4 years 8 months ago

In reply to by libcom.org

Submitted by Reddebrek on March 30, 2020

If it was published for Mayday 1974 it could've been written during the overlap when there was still a Tory government but the rest of it written slightly later, the Wilson IR was brought into law in July 74 but that's still a lot of time for it to be debated and pushed for in the commons during May.

On the other hand it references the Pentonville 5 dockers as being arrested "last July" so that would put it at 1973 since that dispute was part of the dockers strikes in 72 http://libcom.org/history/1972-dockworkers-strike

I'm also confused.
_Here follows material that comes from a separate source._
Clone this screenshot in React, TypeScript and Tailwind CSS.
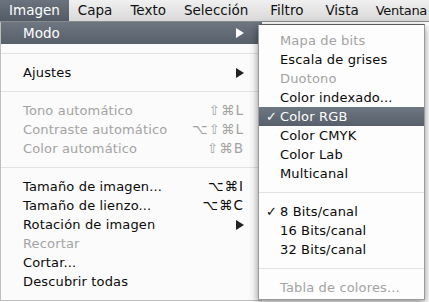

Could it be referring to the Tory 1971 Industrial relations act? Most of the opposition to that came from the shopfloors and the small leftist groups, the main Union leaderships were lethargic at best to that. I do believe the Amalgamated Engineers were fined for contempt over some protests over that one which the article mentions.

R Totale

4 years 8 months ago

In reply to by libcom.org

Submitted by R Totale on March 30, 2020

Yeah, I think it must mean the 1971 act then. Actually, looking into it, I think wikipedia misled me about the date of the Liverpool rent strike, this source says it started in October 1972, which means it's totally possible that it would've been mentioned in a '73 paper.